The Former President Of Cyprus Had His Grave Robbed A Year After His Death

It was pouring rain in the early morning hours of December 11, 2009, on the Mediterranean island country of Cyprus. Deftera, a village near the capital of Nicosia, was still asleep. No one saw three men enter the village cemetery and pry a slab weighing over 550 pounds off its most famous grave — that of the former Cypriot President Tassos Papadopoulos. No one saw how exactly they extracted the coffin, how they forced the lid, or how the cadaver of the great man looked in the light of their torches one year after his death. But this, indeed, is how it happened, as the BBC and The Guardian reported at the time.

Per the BBC, the grave robbers used a white chemical substance — perhaps to cover their tracks — which left a stain on Papadopoulos' head marker. Ultimately, that wasn't what gave away the crime. Instead, it was the mess they left. The cemetery's caretaker arrived only hours after the event took place to find a massive pile of fresh earth next to the president's grave, along with an empty coffin. 

Officials called the robbery 'unacceptable, unholy,' and 'unethical'

Sitting President Demetris Christofias, the successor (and past political rival) of Tasso Papadopoulos, was livid. Speaking from Brussels, where he was attending a European Council summit, Christofias called the theft "a sacrilege," as the BBC reported at the time. "This is an unacceptable, unholy, unethical and condemnable act that damages our tradition, our culture and our respect toward the dead."

Papadopoulos (seen above) had been a controversial figure in Cyprus. Educated in London at a time when his home country was still under British colonial rule, Papadopoulos returned to Cyrpus to join the independence movement as a member of the Cypriot resistance effort (via Britannica). He negotiated the terms of Cyprus' independence in 1960 and remained a force in the island's politics, rejecting a UN proposal for the island's unification and developing a reputation for anti-Turkish prejudice, one which he himself repudiated. (Northern Cyprus, which is ethnically Turkish, remains independent from the Greek-dominated European Republic.) He died on December 12, 2008, and in what many speculated was not a coincidence, his body was stolen on December 11, 2009, shortly before a planned memorial service, per The Guardian.

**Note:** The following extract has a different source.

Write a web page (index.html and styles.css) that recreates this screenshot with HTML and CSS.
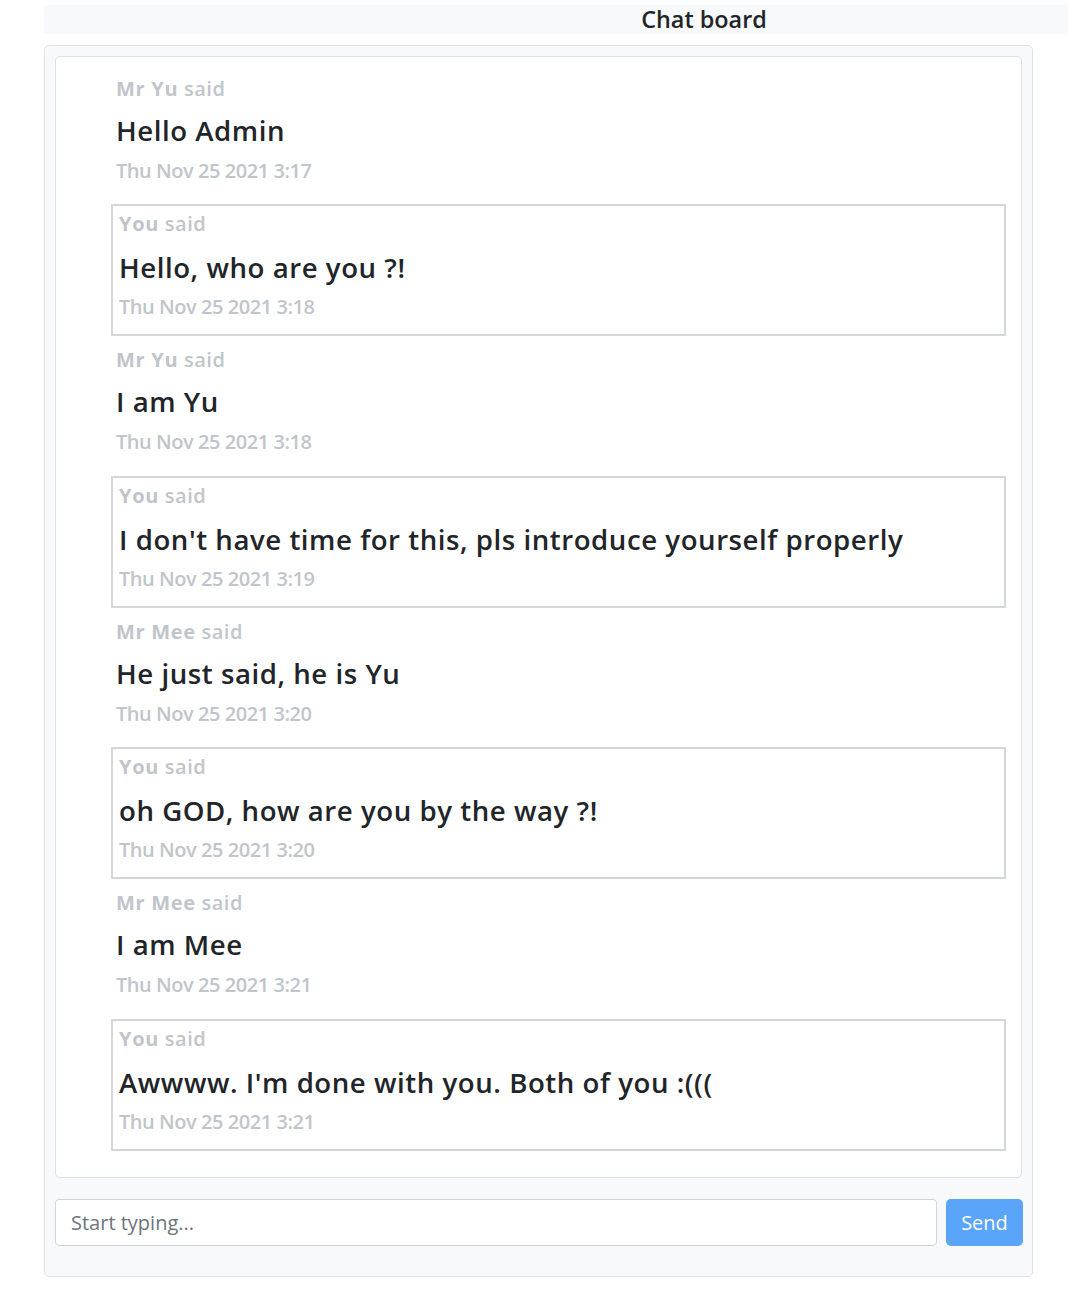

However, the stealing of Papadopoulos' corpse did not seem politically motivated. As Reuters reported in 2010, a ransom was purportedly the impetus behind the crime. However, the Papadopoulos family, along with the Cypriot government, both made contradictory claims. Reuters noted that family members said they'd had no contact with anyone, while the government stated the motive was financial, but no money had changed hands.

The grave robbery was tied to a man named Al Capone -- but not the one you think

As the BBC reported in 2011, the stolen body of Tassos Papadopoulos turned up three months later after it was stolen. Per the news outlet, a man described as an Indian national named Sarbjit Singh confessed to the police that two Cypriot brothers had hired him to help move the huge stone slab off of Papadopoulos' grave. According to Singh's account, the trio then proceeded to throw the body in the back of a pickup truck and subsequently reburied it in a cemetery nearby. Singh eventually confessed to authorities due to feelings of guilt possibly prompted by dire financial straits, as he asked the former president's family for money at that time, according to the BBC.

So who was behind it? According to Singh, it was Antonis Prokopiou Kitas, who the Abu Dhabi-based newspaper The National reported as known locally by the nickname "Al Capone." A hardened criminal, Kitas had been sent to prison twice, once for robbing a jeweler's and again, on consecutive life sentences, for sexually assaulting and murdering two women, per the outlet. In December of 2008, Kitas slipped out of a prison hospital, tiptoeing past his sleeping guards and out a window. He was found three weeks later, but in the meantime, he and his brother, Mamas Kitas, along with Singh, had violated Papadopoulos' tomb. Per the BBC, the Kitas brothers each received 20 months for the crime, including criminal charges of sacrilege; Singh, for his part, received 18 months.